Avoiding race conditions in operations on bit-sized-voxel structures

Clarence · November 10, 2018, 10:29am

Dear all,

I’m currently working on voxel project in university. My work is based on a highly modified version of the gvdb-library. One of the changes is, that I want to use only one Bit per voxel instead of char/float etc…

An important part is removing the voxel at places where they collide with the position of points. This is easy if each voxel is of size one byte or larger: the position of the points is read in a kernel and zero is written to the location where each of the intersecting voxel is stored.
However, if one voxel is only the size of a bit - one dimension eg. In x direction extends by 8. If we now launch kernel with one thread per point and if two points lie within one char(8voxel), two threads would each set a voxel/bit to zero and write it to global memory. We’d now have a race condition and the whole world collapses.

So the question is: What is the best way to do this?
Before I present my current thoughts, here are a few facts: The number of points that are interacting with the voxelstructure is in the order of 10^4 to 10^6. The points do often cover a surface and are separated by approximately one voxel size apart from each other.

My current approach would be to sort the points via cub::radixsort in x,y and z and bin all points that have the same value with respect to x/8 to a byte-long bitmask, such that I can deal with all Voxel within a byte at once.

I’d be really glad, if you guys have suggestions, ideas or feedback. If you need any more information, just ask away, I just wanted to keep it short and on point for now.

All the best from munich,
Glenn

M_B · November 12, 2018, 7:25pm

Have you thought about using a global array of type uint32_t together with atomicOr? (https://docs.nvidia.com/cuda/cuda-c-programming-guide/index.html#atomicor).

In this case your x direction would extend by 32, not 8. Each thread would fill a register with 1 << (your particle x coordinate & 31) and atomic OR that into your global memory array at [z][y][x >> 5]. Because you say the density is around one point per voxel, you shouldn’t have much contention.

If you wanted to clear bits rather than set them to 1, you could instead use atomicAnd with ~(1 << (your particle x coordinate & 31)).

Clarence · November 13, 2018, 8:03am

Hi M__B,

thanks for your answer!

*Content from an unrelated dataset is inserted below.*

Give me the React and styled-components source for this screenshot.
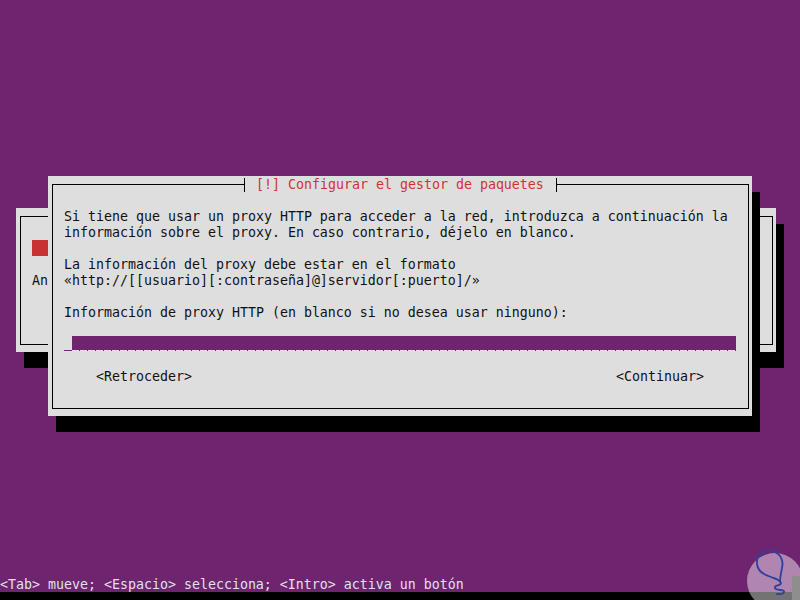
import React from 'react'
import styled, { createGlobalStyle } from 'styled-components'

const purple = '#6f2470';
const gray = '#dedede';
const red = '#cc3333';

const GlobalStyle = createGlobalStyle`
    html, body {
        margin:0;
        padding:0;
        background:${purple};
        overflow:hidden;
    }
    * { box-sizing:border-box; }
`;

const Screen = styled.div`
    position:relative;
    width:800px;
    height:600px;
    background:${purple};
    display:flex;
    flex-direction:column;
    font-family:"DejaVu Sans Mono", "Liberation Mono", monospace;
    font-size:13.29px;
    line-height:15px;
    color:#111;
    overflow:hidden;
`;

const Desktop = styled.div`
    position:relative;
    flex:1;
`;

const Window = styled.div`
    position:absolute;
    left:${p => p.$x}px;
    top:${p => p.$y}px;
    width:${p => p.$w}px;
    height:${p => p.$h}px;
    background:${gray};
    padding:8px 3px 7px 4px;
    box-shadow:8px 16px 0 #000;
`;

const Frame = styled.div`
    position:relative;
    height:100%;
    border:1px solid #000;
`;

const Title = styled.div`
    position:absolute;
    top:-9px;
    left:${p => p.$left}px;
    display:flex;
    height:16px;
`;

const Tee = styled.span`
    position:relative;
    width:8px;
    height:16px;
    background:${p => p.$side === 'left'
        ? `linear-gradient(to right, transparent 4px, ${gray} 4px)`
        : `linear-gradient(to right, ${gray} 4px, transparent 4px)`};
    &::after{
        content:'';
        position:absolute;
        left:4px;
        top:2px;
        bottom:0;
        width:1px;
        background:#000;
    }
`;

const TitleText = styled.span`
    background:${gray};
    color:${red};
    white-space:pre;
    width:304px;
    padding-top:1px;
`;

const Body = styled.div`
    padding:23px 0 0 11px;
    display:flex;
    flex-direction:column;
`;

const Line = styled.div`
    height:16px;
    padding-top:1px;
    white-space:pre;
`;

const Progress = styled.div`
    width:16px;
    height:16px;
    background:#c83232;
`;

const EntryRow = styled.div`
    display:flex;
    height:16px;
`;

const Cursor = styled.span`
    width:8px;
    height:15px;
    border-bottom:1px solid ${purple};
`;

const Field = styled.span`
    width:664px;
    height:15px;
    background:
        repeating-linear-gradient(to right, #e4e4e4 0 7px, ${purple} 7px 8px) bottom / 100% 1px no-repeat,
        ${purple};
`;

const ButtonRow = styled.div`
    display:flex;
    gap:424px;
    height:16px;
    padding:1px 0 0 32px;
    white-space:pre;
`;

const StatusBar = styled.div`
    height:16px;
    padding-top:1px;
    color:#e2e2e2;
    white-space:pre;
`;

const BlackStrip = styled.div`
    height:8px;
    background:#000;
`;

const Watermark = styled.svg`
    position:absolute;
    left:740px;
    top:530px;
`;

const Logo = () => (
    <Watermark width="60" height="70" viewBox="0 0 60 70">
        <circle cx="35" cy="51" r="28" fill="#fff" fillOpacity="0.45" />
        <rect x="52" y="46" width="8" height="24" fill="#8e8e8e" />
        <path
            d="M40 52 C40 46 41 44 42 38 C44 30 40 22 31 21 C22 20 16 27 17 34 C18 42 24 45 31 47 C36 49 40 50 41 53 C41 56 34 55 35 58 C36 61 45 59 44 62 C43 65 38 64 37 64"
            fill="none"
            stroke="#2f3f9f"
            strokeWidth="1.8"
            strokeLinecap="round"
        />
    </Watermark>
);

const App = () => {
    return (
        <>
            <GlobalStyle />
            <Screen>
                <Desktop>
                    <Window $x={16} $y={208} $w={760} $h={144}>
                        <Frame>
                            <Body>
                                <Progress />
                                <Line> </Line>
                                <Line>Analizando el disco...</Line>
                            </Body>
                        </Frame>
                    </Window>
                    <Window $x={48} $y={176} $w={704} $h={240}>
                        <Frame>
                            <Title $left={187}>
                                <Tee $side="left" />
                                <TitleText> [!] Configurar el gestor de paquetes </TitleText>
                                <Tee $side="right" />
                            </Title>
                            <Body>
                                <Line>Si tiene que usar un proxy HTTP para acceder a la red, introduzca a continuación la</Line>
                                <Line>información sobre el proxy. En caso contrario, déjelo en blanco.</Line>
                                <Line> </Line>
                                <Line>La información del proxy debe estar en el formato</Line>
                                <Line>«http://[[usuario][:contraseña]@]servidor[:puerto]/»</Line>
                                <Line> </Line>
                                <Line>Información de proxy HTTP (en blanco si no desea usar ninguno):</Line>
                                <Line> </Line>
                                <EntryRow>
                                    <Cursor />
                                    <Field />
                                </EntryRow>
                                <Line> </Line>
                                <ButtonRow>
                                    <span>&lt;Retroceder&gt;</span>
                                    <span>&lt;Continuar&gt;</span>
                                </ButtonRow>
                            </Body>
                        </Frame>
                    </Window>
                </Desktop>
                <StatusBar>&lt;Tab&gt; mueve; &lt;Espacio&gt; selecciona; &lt;Intro&gt; activa un botón</StatusBar>
                <BlackStrip />
                <Logo />
            </Screen>
        </>
    )
}

export default App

Yes, I thought about atomic operations, but my thinking was that it would increase the run time by a whole lot - that was just intuition based not facts, though.
When thinking about it, it still seems faster than sorting, encoding and binning.

The reason that you proposed 32 bit is because there is no 8/16-bit version available, right?
One problem that comes to my mind is that I need to know the bits that changed/ the voxel that were deleted.
But as far as I remember the atomic operation only returns the new value, right?

All the best,
Glenn

Clarence · November 13, 2018, 8:18am

Oh wait, I’m using a Surface bound to a 3DcudaArray and surfaceWrite to access the memory. I guess atomic operations are not possible then?